# Acuity levels???



## misaleno (Oct 22, 2010)

Can anyone tell me if acuity level sheets are required to audit ED services?  My boss says they are/were however the facility I am auditing says they don't use them.  Are acuity levels optional or mandatory?  I have never coded ED services before so this is all news to me.  Help! 

Thank you!


----------



## jimbo1231 (Oct 22, 2010)

*Facility or Physician*

Are you auditing physician or facility Levels? I think facility but just wanted to make sure before I venture a reply.

Jim


----------



## misaleno (Oct 27, 2010)

It's for the facility.


----------



## jimbo1231 (Oct 30, 2010)

*Required*

Mandatory might be too strong a word. But CMS is clear about using ED CPT Levels for facility side leveling. The issue I see is many hospitals use their own home grown guidlines for the Levels. I have even seen hospitals use only three Levels because originally there were only three APCs for the ED, But there are now 5 and CC. But I haven't seen any not coding ED Levels at all.
Are you certain they are not coding any Levels for the ED facility side? Some hospitals will (wrongly) not code some Level 5s because they are bundled with the DRG on admission.

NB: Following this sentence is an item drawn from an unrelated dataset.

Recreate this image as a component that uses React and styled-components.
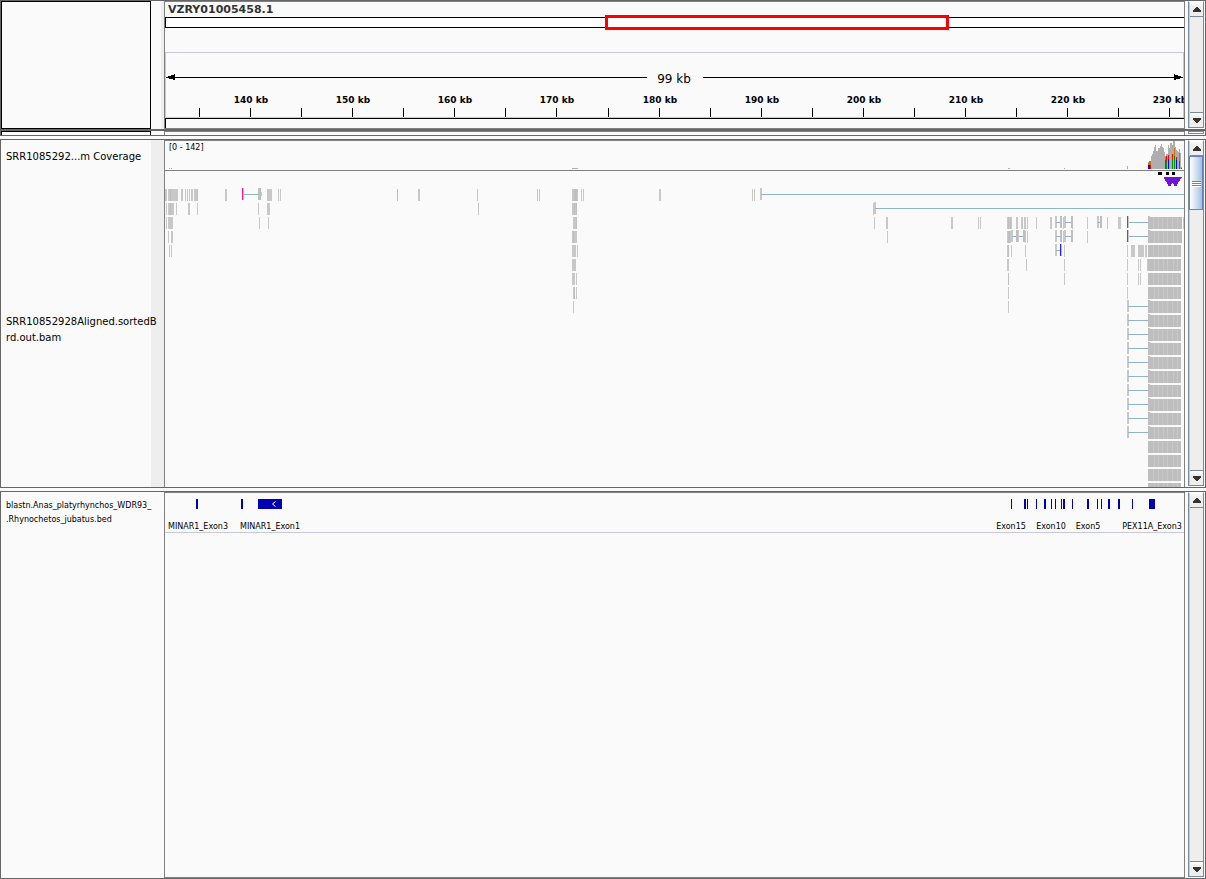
import React from "react";
import styled, { createGlobalStyle } from "styled-components";

const DARK = "#666666";
const MID = "#808080";
const PAPER = "#fafafa";
const GUTTER = "#eeeeee";
const LAVENDER = "#c8c8d8";
const STEEL = "#7a8a99";
const READ = "#c8c8c8";
const READ_DARK = "#bebebe";
const SPLICE = "#8fb4c8";
const FEATURE = "#0000b2";

const GlobalStyle = createGlobalStyle`
  * { box-sizing: border-box; }
  body {
    margin: 0;
    background: ${PAPER};
    color: #000;
    font-family: "DejaVu Sans", Verdana, sans-serif;
  }
`;

const Page = styled.main`
  min-height: 100vh;
  display: flex;
  flex-direction: column;
  gap: 3px;
`;

const Panel = styled.section`
  display: grid;
  grid-template-columns: 150px 13px minmax(0, 1fr) 3px 16px;
  min-height: ${(p) => p.$height || 0}px;
  flex: ${(p) => (p.$grow ? "1 0 auto" : "none")};
  border: 1px solid ${DARK};
  padding-right: 1px;
`;

const HeaderGroup = styled.header`
  display: flex;
  flex-direction: column;
`;

const HeaderPanel = styled(Panel)`
  border-bottom-width: 2px;
`;

const StripPanel = styled(Panel)`
  border-top: 0;
`;

const NameColumn = styled.div`
  display: flex;
  flex-direction: column;
  z-index: 1;
  border: ${(p) => (p.$boxed ? "1px solid #000" : "0")};
  border-bottom-width: ${(p) => (p.$open ? 0 : 1)}px;
`;

const TrackName = styled.div`
  display: flex;
  flex-direction: column;
  justify-content: center;
  flex: ${(p) => (p.$height ? "none" : 1)};
  height: ${(p) => (p.$height ? `${p.$height}px` : "auto")};
  padding: ${(p) => (p.$small ? 0 : 2)}px 0 0 5px;
  font-size: ${(p) => (p.$small ? 8 : 10)}px;
  line-height: ${(p) => (p.$small ? 14 : 16)}px;
  white-space: nowrap;
`;

const Gutter = styled.div`
  background: ${(p) => (p.$shade === "full" ? GUTTER : PAPER)};
  border-right: ${(p) => (p.$shade === "edge" ? `3px solid ${GUTTER}` : "0")};
`;

const DataColumn = styled.div`
  border: 1px solid ${MID};
  border-bottom-width: ${(p) => (p.$open ? 0 : 1)}px;
  overflow: hidden;
`;

const Chart = styled.svg`
  display: block;
  width: 100%;
  height: ${(p) => p.$height}px;
  shape-rendering: crispEdges;
  font-family: inherit;
`;

const TrackRule = styled.div`
  border-bottom: 1px solid ${LAVENDER};
`;

const Spacer = styled.div``;

const Scroll = styled.div`
  display: flex;
  flex-direction: column;
  margin-bottom: 1px;
  border: 1px solid ${STEEL};
  border-top-color: #fff;
  background: ${GUTTER};
  box-shadow: inset 1px 0 0 #b8cfe5;
`;

const ScrollButton = styled.button`
  display: flex;
  align-items: center;
  justify-content: center;
  height: 15px;
  margin: 0 0 0 1px;
  padding: 0;
  border: 0 solid ${STEEL};
  border-width: ${(p) => (p.$down ? "1px 0 0" : "0 0 1px")};
  background: linear-gradient(#ffffff, #eeeeee 30%);
`;

const ScrollTrough = styled.div`
  flex: 1;
`;

const Thumb = styled.div`
  display: flex;
  flex-direction: column;
  align-items: center;
  justify-content: center;
  gap: 1px;
  height: 54px;
  border: 1px solid #6382bf;
  background: linear-gradient(90deg, #ffffff, #c8dcf0 60%, #a3c0dc);
`;

const Grip = styled.i`
  width: 9px;
  height: 1px;
  background: #6382bf;
  box-shadow: 0 1px 0 #ffffff;
`;

const StripScroll = styled.div`
  border: 1px solid ${STEEL};
  background: #fff;
  margin-bottom: 1px;
`;

/* Genomic canvas: column 165 is the first base shown, 1019 columns in all. */
const X0 = 165;
const SPAN = 1019;
const pct = (x) => `${((x - X0) / SPAN) * 100}%`;

function Marks({ top, height, children }) {
  return (
    <svg
      width="100%"
      height={height}
      viewBox={`${X0} ${top} ${SPAN} ${height}`}
      preserveAspectRatio="none"
    >
      {children}
    </svg>
  );
}

function Arrow({ down }) {
  return (
    <svg width="8" height="5" viewBox="0 0 8 5" shapeRendering="crispEdges" aria-hidden="true">
      <path
        fill="#333"
        d={down ? "M0 0h8v2h-1v1h-1v1h-1v1h-2v-1h-1v-1h-1v-1h-1z" : "M3 0h2v1h1v1h1v1h1v2h-8v-2h1v-1h1v-1h1z"}
      />
    </svg>
  );
}

function ScrollBar({ label, thumb }) {
  return (
    <Scroll>
      <ScrollButton type="button" aria-label={`Scroll ${label} up`}>
        <Arrow />
      </ScrollButton>
      <ScrollTrough>
        {thumb && (
          <Thumb>
            <Grip />
            <Grip />
            <Grip />
          </Thumb>
        )}
      </ScrollTrough>
      <ScrollButton type="button" $down aria-label={`Scroll ${label} down`}>
        <Arrow down />
      </ScrollButton>
    </Scroll>
  );
}

const TICKS = [
  199, 250, 301, 352, 403, 454, 505, 556, 608, 659, 710, 761, 812, 863, 914, 965, 1016, 1067,
  1118, 1169,
];

function Ruler() {
  return (
    <Chart $height={126} role="img" aria-label="Chromosome position ruler">
      <Marks top={2} height={126}>
        <rect x="165" y="17" width="1020" height="11" fill="#000" />
        <rect x="166" y="18" width="1018" height="9" fill="#fff" />
        <path fill={LAVENDER} d="M165 52h1019v1h-1019zM165 53h1v65h-1zM1183 53h1v65h-1zM165 117h1019v1h-1019z" />
        <path fill="#000" d="M165 118h1019v1h-1019zM165 119h1v9h-1z" />
        <path fill="#000" d="M166 77h481v1h-481zM703 77h480v1h-480z" />
        <path fill="#000" d="M167 77l8-3v6l-8-2zM1182 77l-8-3v6l8-2z" />
        {TICKS.map((x) => (
          <rect key={x} x={x} y="108" width="1" height="9" />
        ))}
        <rect x="606.5" y="16.5" width="341" height="12" fill="none" stroke="#f00" strokeWidth="3" />
      </Marks>
      <text x="3" y="11" fontSize="11" fontWeight="700" fill="#333">
        VZRY01005458.1
      </text>
      <text x={pct(674)} y="81" fontSize="12" textAnchor="middle">
        99 kb
      </text>
      {TICKS.filter((_, i) => i % 2 === 1).map((x, i) => (
        <text key={x} x={pct(x + 1)} y="101" fontSize="9" fontWeight="700" textAnchor="middle">
          {140 + i * 10} kb
        </text>
      ))}
    </Chart>
  );
}

/* Reads per row as [x, width]. */
const ROWS = [
  [[165, 2], [168, 10], [181, 2], [185, 1], [187, 1], [189, 1], [191, 2], [194, 4], [225, 2], [267, 5], [278, 1], [280, 1], [397, 1], [418, 2], [477, 1], [537, 1], [539, 1], [572, 6], [581, 1], [583, 1], [659, 2], [752, 1], [754, 1]],
  [[166, 1], [168, 6], [176, 1], [188, 2], [197, 1], [258, 1], [267, 3], [478, 1], [572, 5], [873, 1]],
  [[166, 1], [168, 5], [259, 1], [268, 1], [573, 4], [874, 1], [886, 2], [951, 2], [978, 1], [980, 1], [1007, 5], [1016, 2], [1021, 2], [1024, 2], [1027, 1], [1036, 1], [1050, 2], [1063, 1], [1072, 1], [1087, 1], [1107, 1], [1118, 3], [1183, 1]],
  [[168, 1], [171, 2], [572, 5], [887, 1], [1007, 4], [1025, 1], [1027, 1], [1063, 1], [1087, 1]],
  [[169, 1], [171, 1], [572, 4], [577, 1], [1007, 2], [1011, 1], [1025, 1], [1064, 1], [1127, 1], [1131, 4], [1138, 6], [1145, 2]],
  [[572, 4], [1007, 2], [1026, 1], [1064, 1], [1127, 1], [1138, 1], [1140, 1], [1147, 1]],
  [[572, 3], [576, 1], [1008, 1], [1064, 1], [1127, 1], [1138, 1], [1140, 1]],
  [[573, 2], [576, 1], [1008, 1], [1127, 1]],
  [[573, 1], [1008, 1]],
];

/* Overlapping reads, drawn darker, as [row, x, width]. */
const OVERLAPS = [
  [0, 170, 1], [0, 197, 1], [0, 397, 1], [0, 574, 3], [1, 574, 1], [1, 576, 1], [2, 576, 1], [3, 573, 1],
  [1, 170, 1], [7, 574, 1], [2, 1008, 1], [2, 1010, 1], [3, 1008, 2], [4, 1008, 1], [6, 1008, 1],
];

/* Spliced alignments as [row, start, startWidth, end, endWidth]. */
const SPLICED = [
  [0, 243, 1, 258, 3], [0, 760, 2, 1184, 0], [1, 874, 2, 1184, 0],
  [2, 1055, 2, 1060, 2], [2, 1064, 2, 1071, 2], [2, 1097, 2, 1100, 2], [2, 1128, 1, 1148, 2],
  [3, 1011, 2, 1016, 3], [3, 1018, 1, 1023, 2], [3, 1055, 2, 1060, 2], [3, 1064, 2, 1071, 2], [3, 1128, 1, 1148, 2],
  [4, 1055, 2, 1060, 2],
  ...Array.from({ length: 10 }, (_, i) => [8 + i, 1127, 2, 1148, 2]),
];

/* Read ends that carry a strand or mate colour, as [row, x, colour]. */
const FLAGS = [
  [0, 242, "#ff1493"], [2, 1127, "#d82080"], [3, 1127, "#d82080"], [4, 1060, "#2020ff"],
];

const COVERAGE = [
  7, 8, 8, 13, 15, 18, 22, 24, 18, 18, 21, 21, 23, 25, 22, 21, 17, 13, 15, 15, 24, 21, 26, 26, 24,
  28, 28, 22, 19, 18, 17, 20, 16, 2,
];

/* Mismatch columns as [x, bottom colour, bottom height, top colour, top height]. */
const MISMATCH = [
  [1148, "#0000ff", 4, "#d17105", 2], [1149, "#0000ff", 4, "#d17105", 4], [1150, "#ff0000", 4, "#d17105", 4],
  [1165, "#ff0000", 9, "#d17105", 3], [1166, "#009600", 8, "#ff0000", 5], [1168, "#0000ff", 10, "#ff0000", 4],
  [1172, "#009600", 10, "#ff0000", 5], [1174, "#009600", 13, "#d17105", 8], [1176, "#0000ff", 9, "#ff0000", 3],
  [1179, "#009600", 8, "#d17105", 8], [1181, "#ff0000", 1, "#ff0000", 0],
];

const rowY = (row) => 189 + row * 14;

function Pileup() {
  const blocks = Array.from({ length: 20 }, (_, i) => i + 2);
  return (
    <Chart $height={346} role="img" aria-label="Read coverage and alignments">
      <Marks top={141} height={346}>
        <path fill="#aeaeae" d="M572 168h6v1h-6zM1127 166h1v3h-1zM169 168h1v1h-1zM171 168h1v1h-1zM1008 168h2v1h-2zM1064 168h1v1h-1z" />
        {COVERAGE.map((h, i) => (
          <rect key={i} x={1148 + i} y={169 - h} width="1" height={h} fill="#aeaeae" />
        ))}
        {MISMATCH.map(([x, low, lowH, high, highH]) => (
          <g key={x}>
            <rect x={x} y={169 - lowH} width="1" height={lowH} fill={low} />
            <rect x={x} y={169 - lowH - highH} width="1" height={highH} fill={high} />
          </g>
        ))}
        <rect x="165" y="170" width="1019" height="1" fill={MID} />
        <path fill="#000" d="M1158 172h4v3h-4zM1166 172h3v3h-3zM1172 172h3v3h-3z" />
        <path fill="#7014d8" d="M1164 177h18v1h-1v1h-1v2h-1v1h-1v2h-1v2h-3v-2h-1v-1h-1v1h-1v2h-3v-2h-1v-2h-1v-1h-1v-2h-1v-1h-1z" />

        {ROWS.map((reads, row) =>
          reads.map(([x, w]) => (
            <rect key={`${row}-${x}`} x={x} y={rowY(row)} width={w} height="12" fill={READ} />
          ))
        )}
        {OVERLAPS.map(([row, x, w]) => (
          <rect key={`${row}-${x}`} x={x} y={rowY(row)} width={w} height="12" fill={READ_DARK} />
        ))}
        <rect x="261" y="192" width="1" height="4" fill={READ} />
        {blocks.map((row) => (
          <g key={row}>
            <rect x="1148" y={rowY(row)} width={row < 4 ? 34 : 33} height="12" fill={READ_DARK} />
            {[1153, 1158, 1162, 1167, 1172, 1177].map((x, i) => (
              <rect key={x} x={x + ((row * (i + 1)) % 2)} y={rowY(row)} width="1" height="12" fill={READ} />
            ))}
          </g>
        ))}
        {SPLICED.map(([row, start, startW, end, endW]) => (
          <g key={`${row}-${start}`}>
            <rect x={start} y={rowY(row) - 1} width={startW} height="12" fill={READ} />
            <rect x={end} y={rowY(row) - 1} width={endW} height="12" fill={READ_DARK} />
            <rect x={start + 1} y={rowY(row) + 5} width={end - start - 1} height="1" fill={SPLICE} />
          </g>
        ))}
        {FLAGS.map(([row, x, colour]) => (
          <rect key={`${row}-${x}`} x={x} y={rowY(row) - 1} width="1" height="12" fill={colour} />
        ))}
      </Marks>
      <text x="4" y="9" fontSize="8">
        [0 - 142]
      </text>
    </Chart>
  );
}

const FEATURES = [
  [196, 2], [241, 2], [258, 24], [1011, 1], [1024, 2], [1027, 1], [1036, 1], [1044, 2], [1051, 1],
  [1055, 1], [1061, 1], [1063, 2], [1072, 1], [1087, 2], [1097, 1], [1101, 1], [1108, 2],
  [1118, 2], [1132, 1], [1149, 6],
];

const FEATURE_NAMES = [
  [198, "MINAR1_Exon3"], [270, "MINAR1_Exon1"], [1011, "Exon15"], [1051, "Exon10"],
  [1088, "Exon5"], [1152, "PEX11A_Exon3"],
];

function Features() {
  return (
    <TrackRule>
      <Chart $height={39} role="img" aria-label="Exon features">
        <Marks top={493} height={39}>
          {FEATURES.map(([x, w]) => (
            <rect key={x} x={x} y="499" width={w} height="10" fill={FEATURE} />
          ))}
          <path
            d="M275.5 501.5l-3 2.5l3 2.5"
            fill="none"
            stroke="#fff"
            shapeRendering="geometricPrecision"
          />
        </Marks>
        {FEATURE_NAMES.map(([x, name]) => (
          <text key={name} x={pct(x)} y="36" fontSize="8" textAnchor="middle">
            {name}
          </text>
        ))}
      </Chart>
    </TrackRule>
  );
}

export default function App() {
  return (
    <>
      <GlobalStyle />
      <Page>
        <HeaderGroup>
          <HeaderPanel>
            <NameColumn $boxed />
            <Gutter $shade="edge" />
            <DataColumn>
              <Ruler />
            </DataColumn>
            <Spacer />
            <ScrollBar label="header" />
          </HeaderPanel>
          <StripPanel $height={5}>
            <NameColumn $boxed $open />
            <Gutter />
            <DataColumn $open />
            <Spacer />
            <StripScroll />
          </StripPanel>
        </HeaderGroup>

        <Panel>
          <NameColumn $open>
            <TrackName $height={31}>SRR1085292...m Coverage</TrackName>
            <TrackName>
              <span>SRR10852928Aligned.sortedB</span>
              <span>rd.out.bam</span>
            </TrackName>
          </NameColumn>
          <Gutter $shade="full" />
          <DataColumn $open>
            <Pileup />
          </DataColumn>
          <Spacer />
          <ScrollBar label="alignments" thumb />
        </Panel>

        <Panel $grow>
          <NameColumn $open>
            <TrackName $small $height={41}>
              <span>blastn.Anas_platyrhynchos_WDR93_</span>
              <span>.Rhynochetos_jubatus.bed</span>
            </TrackName>
          </NameColumn>
          <Gutter />
          <DataColumn>
            <Features />
          </DataColumn>
          <Spacer />
          <ScrollBar label="features" />
        </Panel>
      </Page>
    </>
  );
}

But if this hospital is not coding Levels at all for the ED ( procedures only?), they are probably missing out on significant revenue.
I have an article in next months Coding Edge about this issue. But I'd be happy to send you a copy,or discuss off line.

Jim


----------



## jimbo1231 (Oct 30, 2010)

*Level Sheets*

I should thoroughly read questions! It looks like the hospital might code Levels but has no audit "sheets? That is possible. But CMS does require that hospitals have documented guidelines for Levels that would stand up to an audit.

Jim


----------